START

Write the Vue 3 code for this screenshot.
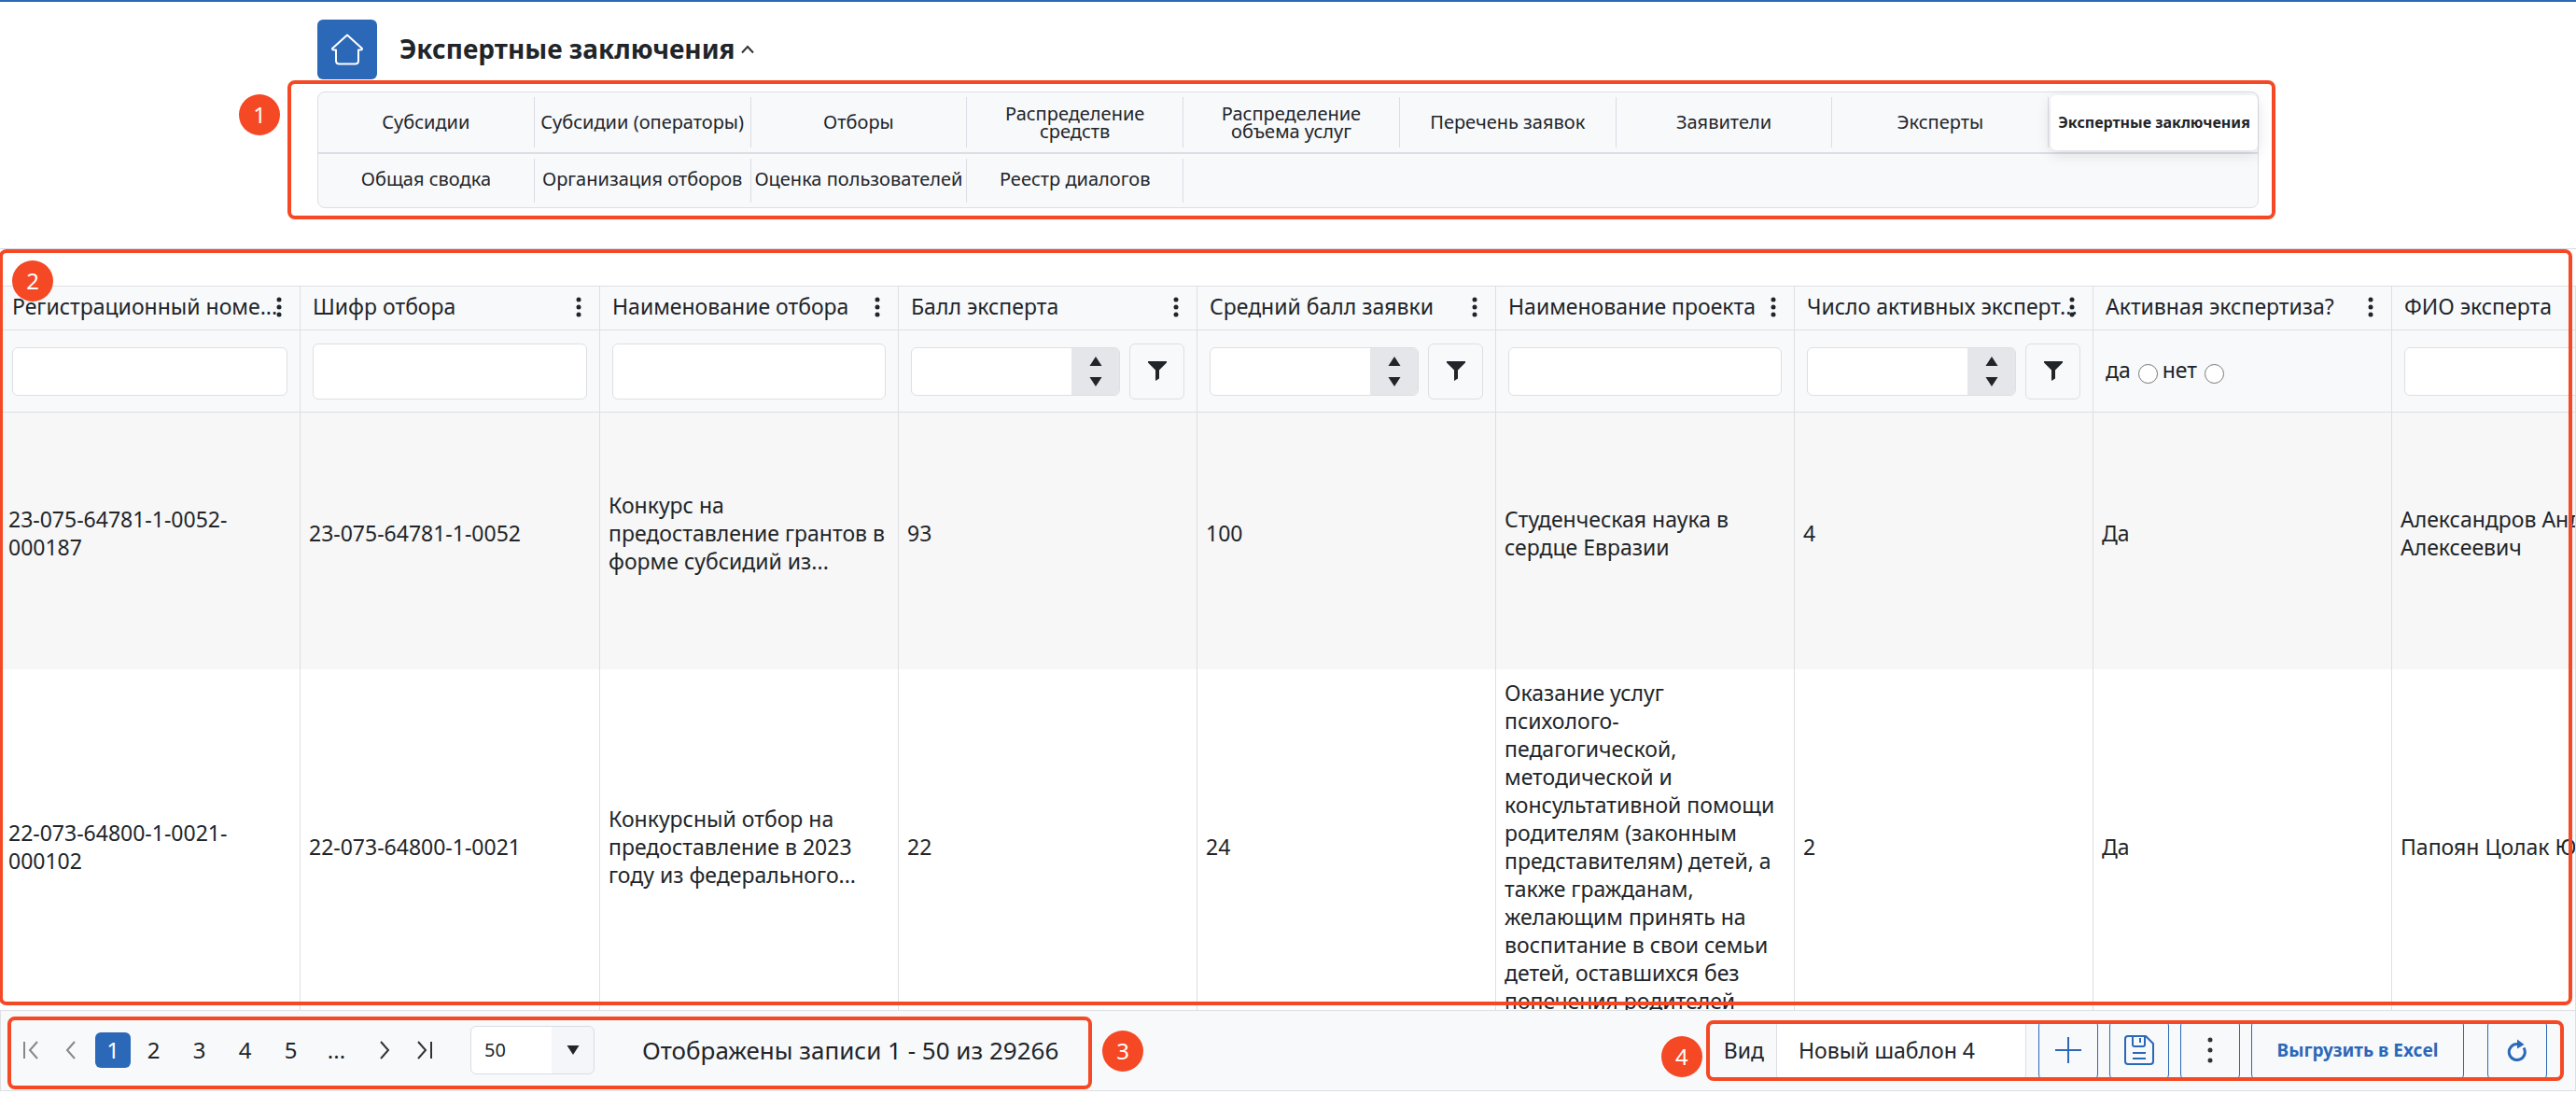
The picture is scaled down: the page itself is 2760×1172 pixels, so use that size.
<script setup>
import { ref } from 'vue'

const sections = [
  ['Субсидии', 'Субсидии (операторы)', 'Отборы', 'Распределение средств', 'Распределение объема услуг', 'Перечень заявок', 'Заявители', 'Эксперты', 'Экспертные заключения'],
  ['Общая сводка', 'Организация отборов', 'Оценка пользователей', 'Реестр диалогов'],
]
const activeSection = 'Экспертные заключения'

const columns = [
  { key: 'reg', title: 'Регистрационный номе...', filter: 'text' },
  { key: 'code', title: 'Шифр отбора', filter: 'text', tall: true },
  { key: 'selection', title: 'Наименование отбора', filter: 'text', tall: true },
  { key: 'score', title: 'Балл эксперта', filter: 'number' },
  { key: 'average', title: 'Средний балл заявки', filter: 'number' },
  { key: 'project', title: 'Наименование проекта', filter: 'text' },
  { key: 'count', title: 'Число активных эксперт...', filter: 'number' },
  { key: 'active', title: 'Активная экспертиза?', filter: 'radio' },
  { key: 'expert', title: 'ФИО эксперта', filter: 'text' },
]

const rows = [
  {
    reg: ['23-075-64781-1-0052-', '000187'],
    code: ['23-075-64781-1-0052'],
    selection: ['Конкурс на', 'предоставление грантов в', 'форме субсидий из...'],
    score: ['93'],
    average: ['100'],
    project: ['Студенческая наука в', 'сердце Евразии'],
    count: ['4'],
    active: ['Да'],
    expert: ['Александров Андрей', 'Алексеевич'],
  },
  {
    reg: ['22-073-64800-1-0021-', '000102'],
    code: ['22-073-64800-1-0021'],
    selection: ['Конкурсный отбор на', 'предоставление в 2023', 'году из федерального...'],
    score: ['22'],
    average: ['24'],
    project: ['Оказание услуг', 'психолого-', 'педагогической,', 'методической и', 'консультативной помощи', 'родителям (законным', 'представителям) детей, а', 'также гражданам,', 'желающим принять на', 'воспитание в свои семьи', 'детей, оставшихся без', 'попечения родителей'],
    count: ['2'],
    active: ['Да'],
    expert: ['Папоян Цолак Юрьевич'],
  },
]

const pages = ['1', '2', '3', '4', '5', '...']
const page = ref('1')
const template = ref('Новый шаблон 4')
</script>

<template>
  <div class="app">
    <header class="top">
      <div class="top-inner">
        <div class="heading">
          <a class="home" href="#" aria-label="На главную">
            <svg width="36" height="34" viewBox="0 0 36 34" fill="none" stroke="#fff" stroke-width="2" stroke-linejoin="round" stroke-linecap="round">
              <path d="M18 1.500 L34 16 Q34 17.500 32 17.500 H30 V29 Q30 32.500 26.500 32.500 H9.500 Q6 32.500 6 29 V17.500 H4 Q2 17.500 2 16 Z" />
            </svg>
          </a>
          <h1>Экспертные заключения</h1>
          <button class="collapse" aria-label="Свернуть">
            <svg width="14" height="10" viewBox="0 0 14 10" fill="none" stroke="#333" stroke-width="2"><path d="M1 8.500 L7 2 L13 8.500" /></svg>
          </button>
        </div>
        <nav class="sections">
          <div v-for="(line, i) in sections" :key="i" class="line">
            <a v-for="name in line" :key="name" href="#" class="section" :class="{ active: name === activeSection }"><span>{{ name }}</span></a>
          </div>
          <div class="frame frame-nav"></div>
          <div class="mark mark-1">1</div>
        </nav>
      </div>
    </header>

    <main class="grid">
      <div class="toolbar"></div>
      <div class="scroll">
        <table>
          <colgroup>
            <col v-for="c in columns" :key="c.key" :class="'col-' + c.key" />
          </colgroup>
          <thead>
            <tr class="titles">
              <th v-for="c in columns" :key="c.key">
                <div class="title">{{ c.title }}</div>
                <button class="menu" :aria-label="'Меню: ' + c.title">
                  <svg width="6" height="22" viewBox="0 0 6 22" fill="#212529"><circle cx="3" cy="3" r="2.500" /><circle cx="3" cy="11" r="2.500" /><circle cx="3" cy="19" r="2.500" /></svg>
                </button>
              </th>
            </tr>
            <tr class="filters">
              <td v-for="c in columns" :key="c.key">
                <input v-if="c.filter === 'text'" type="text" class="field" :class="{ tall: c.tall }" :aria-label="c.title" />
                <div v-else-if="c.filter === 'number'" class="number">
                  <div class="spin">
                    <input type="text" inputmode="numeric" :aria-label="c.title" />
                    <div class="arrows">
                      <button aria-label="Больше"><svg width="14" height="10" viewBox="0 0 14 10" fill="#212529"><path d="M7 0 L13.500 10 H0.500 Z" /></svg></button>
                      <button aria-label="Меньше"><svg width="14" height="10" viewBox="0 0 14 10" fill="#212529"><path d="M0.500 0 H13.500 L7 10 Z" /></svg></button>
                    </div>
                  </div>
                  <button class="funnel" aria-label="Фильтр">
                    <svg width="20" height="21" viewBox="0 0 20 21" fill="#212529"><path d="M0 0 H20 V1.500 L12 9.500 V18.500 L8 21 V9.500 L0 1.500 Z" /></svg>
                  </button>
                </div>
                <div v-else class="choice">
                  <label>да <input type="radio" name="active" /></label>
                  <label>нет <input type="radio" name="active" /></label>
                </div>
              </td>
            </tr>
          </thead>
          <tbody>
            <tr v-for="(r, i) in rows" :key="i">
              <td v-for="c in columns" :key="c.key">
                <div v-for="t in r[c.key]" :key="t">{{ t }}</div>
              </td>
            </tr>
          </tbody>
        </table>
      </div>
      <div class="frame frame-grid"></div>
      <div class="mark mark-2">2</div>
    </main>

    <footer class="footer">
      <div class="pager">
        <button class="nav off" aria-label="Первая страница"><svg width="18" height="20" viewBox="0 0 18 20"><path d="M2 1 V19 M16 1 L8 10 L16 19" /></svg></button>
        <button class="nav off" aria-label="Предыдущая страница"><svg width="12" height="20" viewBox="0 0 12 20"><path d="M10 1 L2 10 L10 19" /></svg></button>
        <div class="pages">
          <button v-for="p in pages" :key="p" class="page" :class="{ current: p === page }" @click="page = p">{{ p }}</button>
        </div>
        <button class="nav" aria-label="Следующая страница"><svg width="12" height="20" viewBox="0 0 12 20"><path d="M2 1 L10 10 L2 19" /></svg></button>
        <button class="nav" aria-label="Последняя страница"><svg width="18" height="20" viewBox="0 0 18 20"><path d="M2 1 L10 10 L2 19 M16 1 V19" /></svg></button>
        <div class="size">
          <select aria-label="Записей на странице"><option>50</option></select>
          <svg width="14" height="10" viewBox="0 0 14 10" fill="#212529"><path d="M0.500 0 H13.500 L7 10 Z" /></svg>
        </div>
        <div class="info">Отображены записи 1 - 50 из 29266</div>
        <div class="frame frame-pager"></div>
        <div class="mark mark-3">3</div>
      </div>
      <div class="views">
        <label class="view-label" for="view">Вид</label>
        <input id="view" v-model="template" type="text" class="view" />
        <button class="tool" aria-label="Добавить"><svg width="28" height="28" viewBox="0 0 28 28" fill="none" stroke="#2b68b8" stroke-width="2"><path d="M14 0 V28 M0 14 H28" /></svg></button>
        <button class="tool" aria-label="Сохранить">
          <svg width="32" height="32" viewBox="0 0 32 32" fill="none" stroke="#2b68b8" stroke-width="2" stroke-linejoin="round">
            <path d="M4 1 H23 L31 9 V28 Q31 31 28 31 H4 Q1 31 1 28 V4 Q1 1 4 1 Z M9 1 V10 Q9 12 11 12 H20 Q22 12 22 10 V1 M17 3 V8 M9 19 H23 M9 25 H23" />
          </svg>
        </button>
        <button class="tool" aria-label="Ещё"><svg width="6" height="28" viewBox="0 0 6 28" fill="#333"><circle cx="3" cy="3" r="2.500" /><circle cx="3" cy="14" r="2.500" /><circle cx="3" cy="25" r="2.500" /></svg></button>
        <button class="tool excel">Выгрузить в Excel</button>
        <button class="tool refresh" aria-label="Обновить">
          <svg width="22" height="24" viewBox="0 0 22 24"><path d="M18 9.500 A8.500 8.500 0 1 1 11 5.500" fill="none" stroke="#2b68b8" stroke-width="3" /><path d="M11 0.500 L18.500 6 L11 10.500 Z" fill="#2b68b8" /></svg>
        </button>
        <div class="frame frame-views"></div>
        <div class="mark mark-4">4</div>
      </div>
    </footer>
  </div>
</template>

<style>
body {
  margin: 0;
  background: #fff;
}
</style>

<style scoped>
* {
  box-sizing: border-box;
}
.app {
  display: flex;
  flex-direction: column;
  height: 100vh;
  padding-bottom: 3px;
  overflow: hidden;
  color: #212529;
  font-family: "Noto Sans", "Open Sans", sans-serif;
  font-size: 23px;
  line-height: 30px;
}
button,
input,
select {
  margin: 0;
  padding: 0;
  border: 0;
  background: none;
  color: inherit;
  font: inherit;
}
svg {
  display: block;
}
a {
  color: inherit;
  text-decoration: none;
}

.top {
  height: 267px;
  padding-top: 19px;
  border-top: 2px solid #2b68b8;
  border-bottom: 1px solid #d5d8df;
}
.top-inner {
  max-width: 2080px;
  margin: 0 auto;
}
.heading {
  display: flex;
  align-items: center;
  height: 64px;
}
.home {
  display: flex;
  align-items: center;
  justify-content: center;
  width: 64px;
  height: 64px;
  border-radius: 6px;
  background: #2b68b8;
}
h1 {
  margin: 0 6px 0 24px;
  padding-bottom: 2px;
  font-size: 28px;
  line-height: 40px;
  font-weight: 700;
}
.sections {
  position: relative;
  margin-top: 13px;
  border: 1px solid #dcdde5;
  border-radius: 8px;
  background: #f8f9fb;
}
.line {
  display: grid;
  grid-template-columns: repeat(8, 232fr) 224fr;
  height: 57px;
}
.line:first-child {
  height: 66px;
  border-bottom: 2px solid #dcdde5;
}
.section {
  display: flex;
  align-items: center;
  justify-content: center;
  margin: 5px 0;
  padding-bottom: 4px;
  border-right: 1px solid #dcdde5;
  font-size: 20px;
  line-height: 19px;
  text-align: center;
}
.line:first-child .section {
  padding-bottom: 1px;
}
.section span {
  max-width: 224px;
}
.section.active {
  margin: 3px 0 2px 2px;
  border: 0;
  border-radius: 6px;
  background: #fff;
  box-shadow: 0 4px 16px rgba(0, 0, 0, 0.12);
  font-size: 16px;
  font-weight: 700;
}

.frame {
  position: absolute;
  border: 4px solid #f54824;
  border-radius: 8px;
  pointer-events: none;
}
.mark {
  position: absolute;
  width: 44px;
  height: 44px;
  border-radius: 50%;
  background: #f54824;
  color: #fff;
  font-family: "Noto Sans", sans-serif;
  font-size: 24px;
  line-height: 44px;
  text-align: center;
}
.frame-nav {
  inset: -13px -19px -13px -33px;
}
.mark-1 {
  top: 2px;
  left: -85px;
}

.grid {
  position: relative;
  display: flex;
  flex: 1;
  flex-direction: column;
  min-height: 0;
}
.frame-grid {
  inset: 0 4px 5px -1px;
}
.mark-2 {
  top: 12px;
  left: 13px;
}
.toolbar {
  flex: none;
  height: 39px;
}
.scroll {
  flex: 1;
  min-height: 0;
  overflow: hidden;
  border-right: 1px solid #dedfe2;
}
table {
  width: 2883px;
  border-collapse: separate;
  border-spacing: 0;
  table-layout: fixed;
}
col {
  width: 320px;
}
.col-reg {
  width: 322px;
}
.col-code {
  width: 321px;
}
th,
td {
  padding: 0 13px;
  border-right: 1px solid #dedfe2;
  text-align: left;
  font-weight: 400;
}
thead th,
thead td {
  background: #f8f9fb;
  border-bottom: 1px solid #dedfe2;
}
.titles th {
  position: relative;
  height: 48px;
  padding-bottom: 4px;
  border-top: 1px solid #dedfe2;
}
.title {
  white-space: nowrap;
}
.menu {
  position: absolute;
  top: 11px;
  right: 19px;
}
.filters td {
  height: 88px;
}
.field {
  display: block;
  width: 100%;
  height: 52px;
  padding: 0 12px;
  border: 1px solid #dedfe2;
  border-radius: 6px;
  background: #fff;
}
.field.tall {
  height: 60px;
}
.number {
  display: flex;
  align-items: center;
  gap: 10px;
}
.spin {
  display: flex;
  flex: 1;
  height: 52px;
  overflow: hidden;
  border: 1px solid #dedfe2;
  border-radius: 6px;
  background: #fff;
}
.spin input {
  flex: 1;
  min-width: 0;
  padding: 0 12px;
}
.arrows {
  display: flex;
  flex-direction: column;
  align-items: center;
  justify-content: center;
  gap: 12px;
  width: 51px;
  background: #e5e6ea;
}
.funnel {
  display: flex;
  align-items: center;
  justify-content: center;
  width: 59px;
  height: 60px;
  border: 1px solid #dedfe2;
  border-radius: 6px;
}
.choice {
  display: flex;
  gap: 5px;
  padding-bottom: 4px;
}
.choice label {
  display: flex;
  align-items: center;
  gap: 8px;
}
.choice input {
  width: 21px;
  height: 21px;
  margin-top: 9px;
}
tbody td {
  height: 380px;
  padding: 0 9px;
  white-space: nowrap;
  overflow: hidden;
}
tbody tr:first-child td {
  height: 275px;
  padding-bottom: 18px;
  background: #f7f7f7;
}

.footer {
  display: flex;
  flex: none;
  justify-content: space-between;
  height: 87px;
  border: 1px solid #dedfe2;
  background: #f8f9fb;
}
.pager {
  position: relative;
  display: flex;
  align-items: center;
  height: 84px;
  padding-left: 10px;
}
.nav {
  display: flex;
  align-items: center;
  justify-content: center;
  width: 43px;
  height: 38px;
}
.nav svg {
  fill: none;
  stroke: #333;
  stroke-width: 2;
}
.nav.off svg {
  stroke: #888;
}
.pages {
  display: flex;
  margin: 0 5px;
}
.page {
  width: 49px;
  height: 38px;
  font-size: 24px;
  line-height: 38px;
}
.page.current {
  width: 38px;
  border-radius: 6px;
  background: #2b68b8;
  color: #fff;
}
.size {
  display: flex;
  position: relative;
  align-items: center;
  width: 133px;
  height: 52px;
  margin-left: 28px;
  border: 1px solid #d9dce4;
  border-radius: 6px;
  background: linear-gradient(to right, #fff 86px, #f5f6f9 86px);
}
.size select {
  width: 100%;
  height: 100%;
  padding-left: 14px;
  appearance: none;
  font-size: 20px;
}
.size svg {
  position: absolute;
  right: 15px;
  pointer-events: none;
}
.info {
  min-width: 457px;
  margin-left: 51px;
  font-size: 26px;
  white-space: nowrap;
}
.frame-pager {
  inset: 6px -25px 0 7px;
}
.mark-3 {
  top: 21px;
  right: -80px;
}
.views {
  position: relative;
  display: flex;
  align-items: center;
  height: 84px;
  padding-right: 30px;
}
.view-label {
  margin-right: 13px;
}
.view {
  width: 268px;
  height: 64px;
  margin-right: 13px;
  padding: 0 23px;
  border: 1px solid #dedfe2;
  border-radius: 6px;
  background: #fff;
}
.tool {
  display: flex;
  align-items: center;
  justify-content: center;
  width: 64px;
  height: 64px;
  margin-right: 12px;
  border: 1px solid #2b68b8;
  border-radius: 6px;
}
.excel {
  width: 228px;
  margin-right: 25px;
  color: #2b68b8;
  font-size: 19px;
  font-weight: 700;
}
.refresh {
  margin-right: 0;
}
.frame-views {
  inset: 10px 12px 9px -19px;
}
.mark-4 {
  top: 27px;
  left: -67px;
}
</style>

END

» Exercise instructions
Pull out all lines of the data with the string "code".

» Exercise response
Write the Vue 3 code for this screenshot.
  { key: 'code', title: 'Шифр отбора', filter: 'text', tall: true },
    code: ['23-075-64781-1-0052'],
    code: ['22-073-64800-1-0021'],
.col-code {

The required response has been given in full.